Принято сравнивать сроки жизни в странах с рыночной экономикой и в африканских тираниях. Редко сравнивают со сроком жизни в горных аулах – горцы живут неприлично долго, хотя в горах банков мало.
А разговор о транжирстве банкиров типичный – так вот ярились пермяки, когда у них в снежном городе открыли музей современного искусства, вложив туда миллионы. Смердам было невдомек, что это первый шаг к их благосостоянию в целом. Вандалы даже испражнялись внутри прогрессивной инсталляции, построенной в виде общественного туалета. Впрочем, какашки смердов не были позиционированы как произведение искусства и к прогрессу тем самым не привели.
Смерд приходит в неистовство, когда узнает, что даже наука (та, что отвечает за прогресс) хиреет, а богатые продолжают богатеть.
– Говорили, что их труд приносит пользу прогрессу, поэтому буржуи такие богатые! И где польза? – кричит таксист. – Институт искусствознания в Москве закрывают, а виллы у буржуев растут! Какашки дорожают!
– Зачем тебе институт искусствознания? – спрашивают у смерда. – Да, богатые решают, что именно нужно обществу. Решать должен ответственный человек, который заработал миллиарды, а не тот, кто имеет трояк. Платят миллионы за футбольные клубы, за желтые газеты с колумнистами, за дискурс из какашек – а институт искусствознания не нужен.
– И авиационная промышленность тоже хиреет!
– Ты что, лететь куда-то собрался?
– Погодите, – говорит смерд, – вы меня обманываете. Тут противоречие. Богачи стали богатыми, потому что они делают работу, нужную для всех. Производство денег важно для прогресса, да? Правильно?
– Именно так.
– Но решают, что именно нужно для всех, – тоже богачи, на том основании, что они богаты?
– Это логично.
– Но получается, что они богаты сами для себя.

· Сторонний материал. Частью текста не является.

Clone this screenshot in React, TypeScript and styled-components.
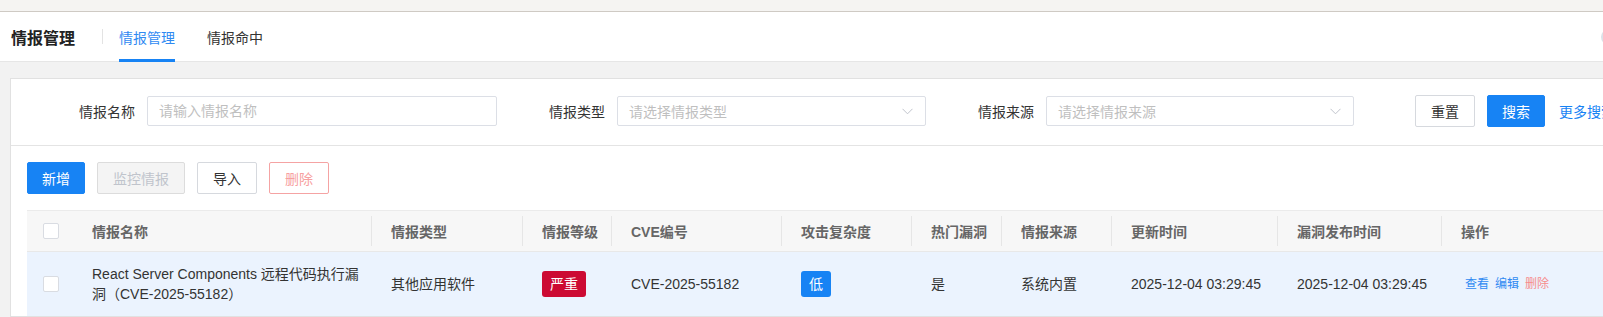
import React from 'react';
import styled, { createGlobalStyle } from 'styled-components';

const BLUE = '#1783f4';

const GlobalStyle = createGlobalStyle`
  html, body { margin: 0; padding: 0; overflow: hidden; background: #f2f2f2; }
  body {
    font-family: "Liberation Sans", "Noto Sans CJK SC", Arial, sans-serif;
    color: #333;
    font-size: 14px;
  }
  * { box-sizing: border-box; }
`;

const Page = styled.div`
  width: 1720px;
  min-height: 317px;
  background: #f2f2f2;
`;

const TopStrip = styled.div`
  height: 12px;
  background: #f5f4f2;
  border-bottom: 1px solid #cfcac4;
`;

const NavBar = styled.div`
  width: 100vw;
  height: 50px;
  background: #fff;
  border-bottom: 1px solid #e6e6e6;
  display: flex;
  align-items: stretch;
  padding-left: 11px;
`;

const NavTitle = styled.div`
  display: flex;
  align-items: center;
  font-size: 16px;
  font-weight: 700;
  color: #222;
`;

const NavDivider = styled.div`
  align-self: center;
  width: 1px;
  height: 15px;
  background: #e3e3e3;
  margin: 0 16px 0 27px;
`;

const Tabs = styled.div`
  display: flex;
  gap: 32px;
`;

const Tab = styled.div<{ $active?: boolean }>`
  display: flex;
  align-items: center;
  padding-top: 2px;
  font-size: 14px;
  color: ${(p) => (p.$active ? '#2f8af2' : '#333')};
  border-bottom: 3px solid ${(p) => (p.$active ? BLUE : 'transparent')};
  margin-bottom: -1px;
`;

const NavAvatar = styled.div`
  align-self: center;
  margin-left: auto;
  margin-right: -14px;
  width: 16px;
  height: 16px;
  border-radius: 50%;
  background: #dbe1e8;
`;

const Main = styled.div`
  padding: 16px 0 0 10px;
`;

const Panel = styled.div`
  background: #fff;
  border: 1px solid #e1e1e1;
  border-right: none;
`;

const SearchSection = styled.div`
  display: flex;
  align-items: center;
  gap: 52px;
  padding: 16px 0 18px 68px;
  border-bottom: 1px solid #e4e4e4;
`;

const FormItem = styled.div`
  display: flex;
  align-items: center;
  gap: 12px;
`;

const FormLabel = styled.label`
  font-size: 14px;
  color: #333;
  white-space: nowrap;
`;

const TextInput = styled.input<{ $w: number }>`
  width: ${(p) => p.$w}px;
  height: 30px;
  border: 1px solid #dcdfe6;
  border-radius: 2px;
  padding: 0 11px;
  font: inherit;
  font-size: 14px;
  color: #333;
  outline: none;
  &::placeholder { color: #bfbfbf; }
`;

const SelectBox = styled.div<{ $w: number }>`
  width: ${(p) => p.$w}px;
  height: 30px;
  border: 1px solid #dcdfe6;
  border-radius: 2px;
  padding: 0 12px 0 11px;
  display: flex;
  align-items: center;
  justify-content: space-between;
`;

const Placeholder = styled.span`
  color: #bfbfbf;
  font-size: 14px;
`;

const SearchActions = styled.div`
  display: flex;
  align-items: center;
  gap: 12px;
  margin-left: 9px;
`;

const Button = styled.button<{ $variant?: 'primary' | 'default' | 'disabled' | 'danger' }>`
  height: 32px;
  padding: ${(p) => (p.$variant === 'primary' ? '0 14px' : '0 15px')};
  border-radius: 2px;
  font: inherit;
  font-size: 14px;
  cursor: pointer;
  white-space: nowrap;
  border: 1px solid
    ${(p) =>
      p.$variant === 'primary'
        ? BLUE
        : p.$variant === 'danger'
        ? '#f5a3a3'
        : p.$variant === 'disabled'
        ? '#dcdcdc'
        : '#d6d9de'};
  background: ${(p) =>
    p.$variant === 'primary' ? BLUE : p.$variant === 'disabled' ? '#f4f4f4' : '#fff'};
  color: ${(p) =>
    p.$variant === 'primary'
      ? '#fff'
      : p.$variant === 'danger'
      ? '#f7a0a0'
      : p.$variant === 'disabled'
      ? '#c0c4cc'
      : '#333'};
`;

const MoreLink = styled.span`
  color: ${BLUE};
  font-size: 14px;
  margin-left: 2px;
  white-space: nowrap;
`;

const ListSection = styled.div`
  padding: 16px 0 0 16px;
`;

const Toolbar = styled.div`
  display: flex;
  gap: 12px;
  margin-bottom: 16px;
`;

const Table = styled.table`
  border-collapse: collapse;
  table-layout: fixed;
  width: 1650px;
  border-top: 1px solid #ebebeb;
`;

const Th = styled.th<{ $divider?: boolean; $check?: boolean }>`
  position: relative;
  height: 41px;
  background: #f7f7f7;
  border-bottom: 1px solid #e8e8e8;
  text-align: left;
  font-size: 14px;
  font-weight: 700;
  color: #666;
  padding: ${(p) => (p.$check ? '0 0 0 16px' : '0 8px 0 19px')};
  white-space: nowrap;
  &::after {
    content: '';
    display: ${(p) => (p.$divider ? 'block' : 'none')};
    position: absolute;
    right: 0;
    top: 50%;
    transform: translateY(-50%);
    width: 1px;
    height: 30px;
    background: #e6e6e6;
  }
`;

const Tr = styled.tr`
  background: #ebf3fe;
`;

const Td = styled.td<{ $check?: boolean }>`
  padding: ${(p) => (p.$check ? '12px 0 12px 16px' : '12px 8px 12px 19px')};
  line-height: 20px;
  font-size: 14px;
  color: #333;
  vertical-align: middle;
`;

const Checkbox = styled.span`
  display: block;
  width: 16px;
  height: 16px;
  border: 1px solid #d9dce2;
  border-radius: 2px;
  background: #fff;
`;

const Tag = styled.span<{ $color: string }>`
  display: inline-flex;
  align-items: center;
  height: 26px;
  padding: 0 8px;
  border-radius: 3px;
  background: ${(p) => p.$color};
  color: #fff;
  font-size: 14px;
`;

const Actions = styled.div`
  display: flex;
  gap: 6px;
  padding-left: 4px;
`;

const ActionLink = styled.span<{ $danger?: boolean }>`
  font-size: 12px;
  color: ${(p) => (p.$danger ? '#f78b8b' : '#2f8af2')};
  cursor: pointer;
`;

const Chevron = () => (
  <svg width="11" height="7" viewBox="0 0 11 7" fill="none">
    <polyline points="0.5,0.8 5.5,5.8 10.5,0.8" stroke="#c0c4cc" strokeWidth="1" />
  </svg>
);

const columns = [
  { key: 'check', width: 46 },
  { key: 'name', width: 299, title: '情报名称' },
  { key: 'type', width: 151, title: '情报类型' },
  { key: 'level', width: 89, title: '情报等级' },
  { key: 'cve', width: 170, title: 'CVE编号' },
  { key: 'complex', width: 130, title: '攻击复杂度' },
  { key: 'hot', width: 90, title: '热门漏洞' },
  { key: 'source', width: 110, title: '情报来源' },
  { key: 'update', width: 166, title: '更新时间' },
  { key: 'publish', width: 164, title: '漏洞发布时间' },
  { key: 'action', width: 235, title: '操作' },
];

const rows = [
  {
    name: 'React Server Components 远程代码执行漏洞（CVE-2025-55182）',
    type: '其他应用软件',
    level: '严重',
    cve: 'CVE-2025-55182',
    complex: '低',
    hot: '是',
    source: '系统内置',
    update: '2025-12-04 03:29:45',
    publish: '2025-12-04 03:29:45',
  },
];

export default function App() {
  return (
    <Page>
      <GlobalStyle />
      <TopStrip />
      <NavBar>
        <NavTitle>情报管理</NavTitle>
        <NavDivider />
        <Tabs>
          <Tab $active>情报管理</Tab>
          <Tab>情报命中</Tab>
        </Tabs>
        <NavAvatar />
      </NavBar>
      <Main>
        <Panel>
          <SearchSection>
            <FormItem>
              <FormLabel>情报名称</FormLabel>
              <TextInput $w={350} placeholder="请输入情报名称" />
            </FormItem>
            <FormItem>
              <FormLabel>情报类型</FormLabel>
              <SelectBox $w={309}>
                <Placeholder>请选择情报类型</Placeholder>
                <Chevron />
              </SelectBox>
            </FormItem>
            <FormItem>
              <FormLabel>情报来源</FormLabel>
              <SelectBox $w={308}>
                <Placeholder>请选择情报来源</Placeholder>
                <Chevron />
              </SelectBox>
            </FormItem>
            <SearchActions>
              <Button $variant="default">重置</Button>
              <Button $variant="primary">搜索</Button>
              <MoreLink>更多搜索</MoreLink>
            </SearchActions>
          </SearchSection>
          <ListSection>
            <Toolbar>
              <Button $variant="primary">新增</Button>
              <Button $variant="disabled">监控情报</Button>
              <Button $variant="default">导入</Button>
              <Button $variant="danger">删除</Button>
            </Toolbar>
            <Table>
              <colgroup>
                {columns.map((c) => (
                  <col key={c.key} style={{ width: c.width }} />
                ))}
              </colgroup>
              <thead>
                <tr>
                  {columns.map((c) =>
                    c.key === 'check' ? (
                      <Th key={c.key} $check>
                        <Checkbox />
                      </Th>
                    ) : (
                      <Th key={c.key} $divider={c.key !== 'action'}>
                        {c.title}
                      </Th>
                    )
                  )}
                </tr>
              </thead>
              <tbody>
                {rows.map((r) => (
                  <Tr key={r.cve}>
                    <Td $check>
                      <Checkbox />
                    </Td>
                    <Td>{r.name}</Td>
                    <Td>{r.type}</Td>
                    <Td>
                      <Tag $color="#cc0a33">{r.level}</Tag>
                    </Td>
                    <Td>{r.cve}</Td>
                    <Td>
                      <Tag $color={BLUE}>{r.complex}</Tag>
                    </Td>
                    <Td>{r.hot}</Td>
                    <Td>{r.source}</Td>
                    <Td>{r.update}</Td>
                    <Td>{r.publish}</Td>
                    <Td>
                      <Actions>
                        <ActionLink>查看</ActionLink>
                        <ActionLink>编辑</ActionLink>
                        <ActionLink $danger>删除</ActionLink>
                      </Actions>
                    </Td>
                  </Tr>
                ))}
              </tbody>
            </Table>
          </ListSection>
        </Panel>
      </Main>
    </Page>
  );
}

– Ты, смерд, просто не понимаешь законов рынка, труда и капитала.
– Получается, что богатые – богаты, потому что решают за всех, а решают за всех, потому что богаты. Это замкнутый круг – а не движение вперед. Когда прогресс, то вперед идут… Может, врут насчет прогресса?
3.
Смерд хочет видеть обещанное сразу, но прогресс невидим – как невидима рука рынка. Это даже не главная неприятность.
Прежде считалось, что механизация производства привела к отуплению процесса труда – так возник отчужденный труд, который не принадлежит буквально рукам рабочего, хотя изготовлен его руками. Теперь хуже: финансовый капитализм перешел в интеллектуальное, почти духовное качество – это иная, отличная от привычного труда субстанция. Смерду надо смириться с тем, что банкир больший труженик, чем он, но новый процесс труда пониманию недоступен. Смерду остается искать причастность к богачу – в любом служилом качестве, – и только через лакейство он может пережить трудовой катарсис. Требуется понять, что и лакейство – труд. Так, шаг за шагом, смерду дают понять, что он равный гражданин социума, но лакей, и хотя он труженик, но его труд ничего не стоит.